Best to keep it central.  Really, their current location is pretty much easily accessible from all points in OKC.  The only challenge was the parking and the accessibilty on/off the highway.  

Not many in far north OKC/Edmond will cross south of I-240 to shop, even for specialty items; just like not many from Moore/Norman will travel to north OKC (Penn Square a notable exception) for specialty items.

----------


## brianinok

Yeah!  I'm glad they aren't closing.  I loved going in there and always buy a few things.  I bet they end up around Penn Square or Quail Springs.

----------


## linze

I haven't seen this posted yet. But I noticed today that North Pole City had a For Sale sign posted. Have they gone out of business? Or are there plans to expand and move to a bigger and better location? Any information would be most appreciated.

 All the Best,
     Linze!

----------


## Thunder

http://www.okctalk.com/okc-metro-are...osed-sale.html

 :LolLolLolLol:

----------


## metro

I'm thinking the old Circuit City location on NW Expressway might be a good move.


*North Pole City makes plans to move, expand* 
BY STEVE LACKMEYER 
Published: March 12, 2009

The "for sale” sign is out in front of North Pole City, but owner David Green is not following the wave of other retailers closing their doors after being battered by the economy. 

Instead, Green is looking to expand, upgrade and capitalize on a recently weakened commercial real estate market.

"We’ll probably be at this location through Christmas,” Green said. "I’m looking to get a whole new building at a new location.
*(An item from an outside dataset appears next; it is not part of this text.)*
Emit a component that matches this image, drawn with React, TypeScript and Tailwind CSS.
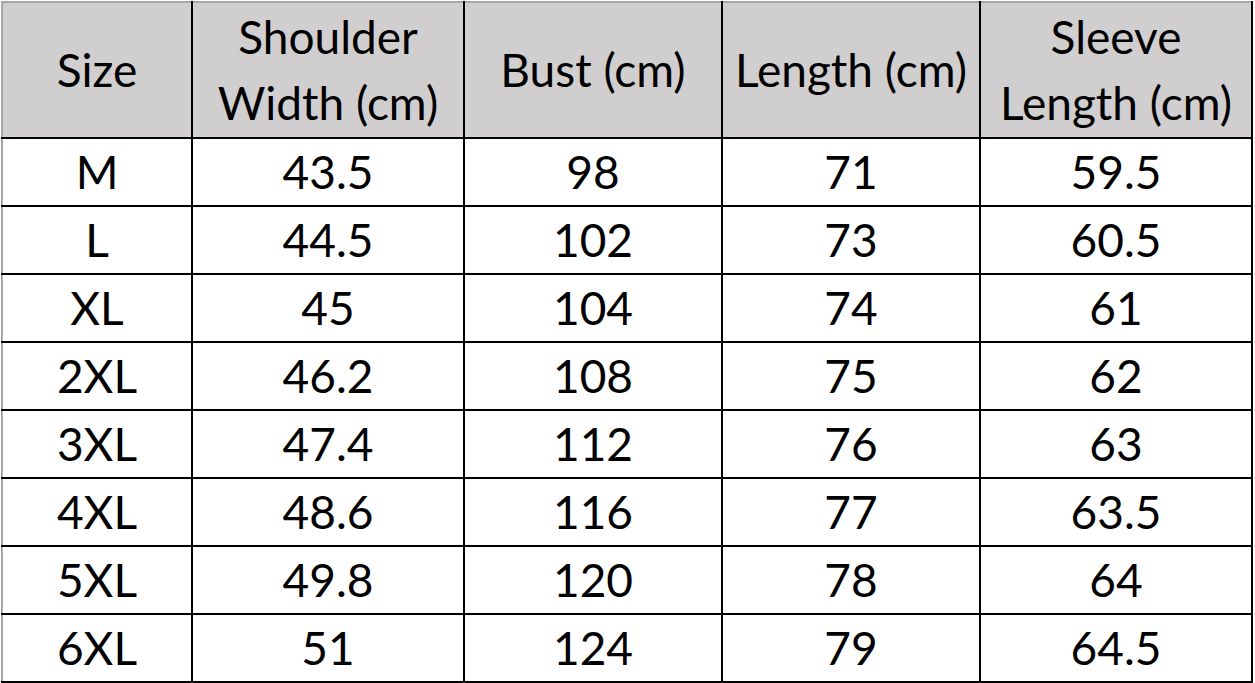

What we want to do is have something wonderful (for) Christmas but also have people coming in the rest of the year.”

Green admits his current location, 4201 S Interstate 44 Service Road, has always been more impressive inside than out. But when he started the business in 1987, he wasn’t sure if a Christmas store would last more than a year.

He sees his operation as a destination store — one that packs the parking lot and sometimes has lines out the door during the Christmas holiday season.

Now he’s looking for a new site with an improved exterior presentation and opportunities to add merchandise to increase off-season sales.

Ideally, Green said, he wants to find space near Penn Square Mall so he doesn’t stray too far from his southside customers. But he’s also open to other areas, such as downtown.

Louis Almaraz, a retail specialist with Grubb & Ellis-Levy Beffort, agrees more opportunities exist now now for someone like Green than a year ago.

"It’s my expectation there will be more closures,” Almaraz said. "But while we’re seeing downward pressure on rents, we’re not seeing the giveaways going on in the rest of the country. As time goes by, the opportunity for retailers to upgrade or find better bargains will increase more.”

----------


## rondvu

I just drove by NPC a banner is on the building stateing it will be open Sept,9th-ish  give a take a few days (was in traffic) for Christmas.

----------


## adrian30

my house  is  closes to noth pole city and i saw  people over there a week ago loading boxes i cant belive its not going to be there any more i love that store

----------


## sgt. pepper

> but owner David Green


is this the same guy who owns hobby lobby?




> Penn Square Mall so he doesn’t stray too far from his southside customers.


doesn't stray too far away? how far north is too far away? penn square is too busy for this place imo. maybe that's why he wants it there...busy area.

----------


## metro

No, not the same David Green

----------


## jbrown84

> I just drove by NPC a banner is on the building stateing it will be open Sept,9th-ish  give a take a few days (was in traffic) for Christmas.


I saw it too.  So they are not closing after all?  I drove by so fast, but it looked like maybe the for sale sign was gone.

----------


## Jesseda

thats good news, I like northpole city, the parking during the busy time is whats bad, and they have so much stuff it gets kinda crowded, maybethe can expand further out front

----------


## jellen

> Unless I am Mistaken.... North Pole City owns the Dustee's stores around the city. It could be they are warehousing a certain amount and doing away with the rest so they could either sale the Christmas stuff at Dustee's during the Christmas season or open a new location.


We were just wondering the same thing. I'll ask the owners who are neighbors. We just enjoyed walking around there at Holiday time even if we didn't buy things.

----------


## oneforone

> We were just wondering the same thing. I'll ask the owners who are neighbors. We just enjoyed walking around there at Holiday time even if we didn't buy things.


They did a press release right after the this thread started. The told one of the news outlets that they were searching for a new home with better access and visability. They are keeping the current store until they find a new home. 

I think it would be great if they find or build a store where one side could be the showroom like they have now and a retail store next door.

----------